● Data:
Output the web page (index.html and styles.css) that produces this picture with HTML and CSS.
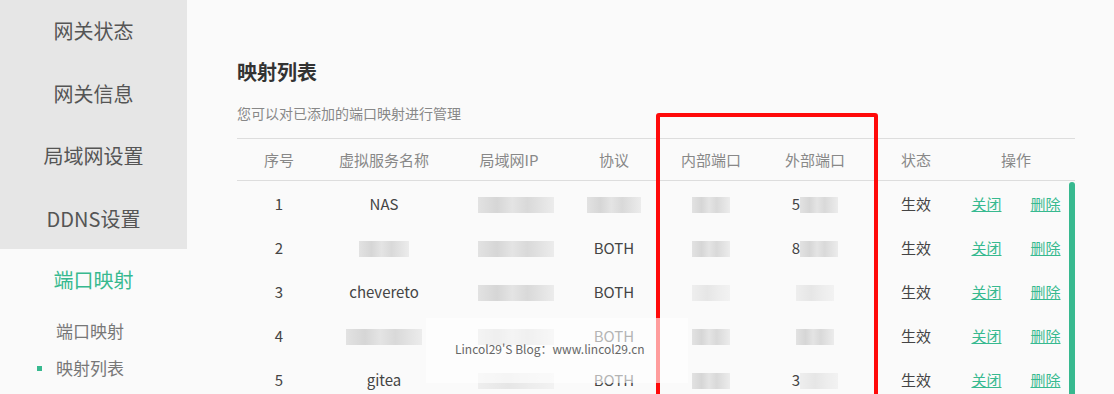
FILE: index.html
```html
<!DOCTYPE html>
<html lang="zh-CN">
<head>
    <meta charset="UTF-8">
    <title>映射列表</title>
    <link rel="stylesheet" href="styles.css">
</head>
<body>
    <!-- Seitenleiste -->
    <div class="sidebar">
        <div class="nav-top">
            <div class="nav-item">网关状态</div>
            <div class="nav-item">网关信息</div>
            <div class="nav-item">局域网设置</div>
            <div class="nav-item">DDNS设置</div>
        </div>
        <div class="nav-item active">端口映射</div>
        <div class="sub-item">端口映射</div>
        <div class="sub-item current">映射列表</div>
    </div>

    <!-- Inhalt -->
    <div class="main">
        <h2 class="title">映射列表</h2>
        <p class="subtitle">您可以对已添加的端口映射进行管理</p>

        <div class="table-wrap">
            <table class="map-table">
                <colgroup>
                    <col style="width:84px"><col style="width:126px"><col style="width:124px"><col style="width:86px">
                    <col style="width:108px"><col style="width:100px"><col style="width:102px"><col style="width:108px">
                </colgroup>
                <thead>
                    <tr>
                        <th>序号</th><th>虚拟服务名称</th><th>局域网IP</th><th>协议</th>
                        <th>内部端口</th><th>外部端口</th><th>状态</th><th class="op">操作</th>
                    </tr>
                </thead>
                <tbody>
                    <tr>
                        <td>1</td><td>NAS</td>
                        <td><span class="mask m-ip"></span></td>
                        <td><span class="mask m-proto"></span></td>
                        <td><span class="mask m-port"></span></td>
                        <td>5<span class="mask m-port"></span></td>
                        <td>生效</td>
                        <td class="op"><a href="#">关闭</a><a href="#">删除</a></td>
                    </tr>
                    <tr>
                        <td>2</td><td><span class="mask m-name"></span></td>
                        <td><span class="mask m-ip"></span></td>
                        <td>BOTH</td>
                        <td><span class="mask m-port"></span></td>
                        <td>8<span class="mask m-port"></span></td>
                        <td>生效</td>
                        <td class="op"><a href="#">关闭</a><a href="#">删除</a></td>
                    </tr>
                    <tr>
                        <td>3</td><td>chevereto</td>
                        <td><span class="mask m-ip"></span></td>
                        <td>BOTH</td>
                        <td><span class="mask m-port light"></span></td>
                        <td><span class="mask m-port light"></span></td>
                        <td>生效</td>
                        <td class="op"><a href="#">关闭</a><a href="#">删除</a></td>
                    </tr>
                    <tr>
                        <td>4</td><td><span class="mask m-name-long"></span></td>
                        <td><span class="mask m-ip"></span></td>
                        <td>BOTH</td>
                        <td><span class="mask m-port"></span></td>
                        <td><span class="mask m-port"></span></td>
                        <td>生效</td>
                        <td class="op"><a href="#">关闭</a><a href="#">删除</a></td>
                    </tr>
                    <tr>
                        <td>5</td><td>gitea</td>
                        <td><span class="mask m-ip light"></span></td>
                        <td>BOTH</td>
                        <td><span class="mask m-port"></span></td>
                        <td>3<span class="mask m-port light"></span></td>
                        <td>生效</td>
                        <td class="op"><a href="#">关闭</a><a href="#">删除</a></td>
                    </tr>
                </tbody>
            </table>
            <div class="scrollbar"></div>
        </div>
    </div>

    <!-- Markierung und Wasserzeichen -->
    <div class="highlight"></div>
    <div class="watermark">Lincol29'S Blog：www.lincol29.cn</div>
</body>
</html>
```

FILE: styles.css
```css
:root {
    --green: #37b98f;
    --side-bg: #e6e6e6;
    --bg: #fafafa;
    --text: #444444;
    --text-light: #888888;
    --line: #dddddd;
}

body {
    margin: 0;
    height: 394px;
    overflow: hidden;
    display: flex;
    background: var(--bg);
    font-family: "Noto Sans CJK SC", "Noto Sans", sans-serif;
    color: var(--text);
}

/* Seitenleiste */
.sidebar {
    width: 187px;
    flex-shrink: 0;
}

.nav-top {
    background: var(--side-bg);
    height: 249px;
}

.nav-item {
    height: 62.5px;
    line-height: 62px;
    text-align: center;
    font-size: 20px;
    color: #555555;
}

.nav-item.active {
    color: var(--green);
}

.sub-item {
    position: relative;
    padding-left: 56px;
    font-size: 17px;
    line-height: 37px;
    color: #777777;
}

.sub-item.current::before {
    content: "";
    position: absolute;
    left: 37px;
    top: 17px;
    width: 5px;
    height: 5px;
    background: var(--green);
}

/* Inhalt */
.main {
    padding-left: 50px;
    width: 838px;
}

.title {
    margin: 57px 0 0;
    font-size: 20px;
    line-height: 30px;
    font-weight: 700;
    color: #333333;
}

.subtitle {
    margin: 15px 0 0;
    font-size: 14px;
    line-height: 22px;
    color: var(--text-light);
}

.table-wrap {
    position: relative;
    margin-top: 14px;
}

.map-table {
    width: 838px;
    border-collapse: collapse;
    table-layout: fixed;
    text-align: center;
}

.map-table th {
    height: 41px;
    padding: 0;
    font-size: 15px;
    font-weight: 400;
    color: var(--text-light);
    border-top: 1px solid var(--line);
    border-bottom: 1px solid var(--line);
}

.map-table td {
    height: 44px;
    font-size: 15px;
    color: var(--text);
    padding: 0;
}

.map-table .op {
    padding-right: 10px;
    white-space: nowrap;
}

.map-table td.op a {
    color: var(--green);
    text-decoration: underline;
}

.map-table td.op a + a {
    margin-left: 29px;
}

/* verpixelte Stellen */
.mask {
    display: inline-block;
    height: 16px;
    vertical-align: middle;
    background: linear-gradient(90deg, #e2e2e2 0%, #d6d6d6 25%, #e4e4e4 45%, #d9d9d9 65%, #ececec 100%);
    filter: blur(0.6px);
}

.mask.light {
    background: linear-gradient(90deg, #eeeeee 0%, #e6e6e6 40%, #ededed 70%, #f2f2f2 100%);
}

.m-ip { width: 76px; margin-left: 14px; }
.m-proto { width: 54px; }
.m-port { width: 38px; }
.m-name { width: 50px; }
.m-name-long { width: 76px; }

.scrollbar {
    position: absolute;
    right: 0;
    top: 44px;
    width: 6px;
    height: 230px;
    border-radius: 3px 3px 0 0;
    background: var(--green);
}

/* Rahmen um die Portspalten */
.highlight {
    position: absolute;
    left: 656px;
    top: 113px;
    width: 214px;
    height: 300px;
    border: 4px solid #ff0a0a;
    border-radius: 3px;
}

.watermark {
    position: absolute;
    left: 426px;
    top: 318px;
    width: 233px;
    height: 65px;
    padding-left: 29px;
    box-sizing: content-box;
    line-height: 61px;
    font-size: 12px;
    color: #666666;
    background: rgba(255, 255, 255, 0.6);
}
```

● Problem: Scan the material above. Copy each line that holds the word "index".

● Complete response:
Output the web page (index.html and styles.css) that produces this picture with HTML and CSS.
FILE: index.html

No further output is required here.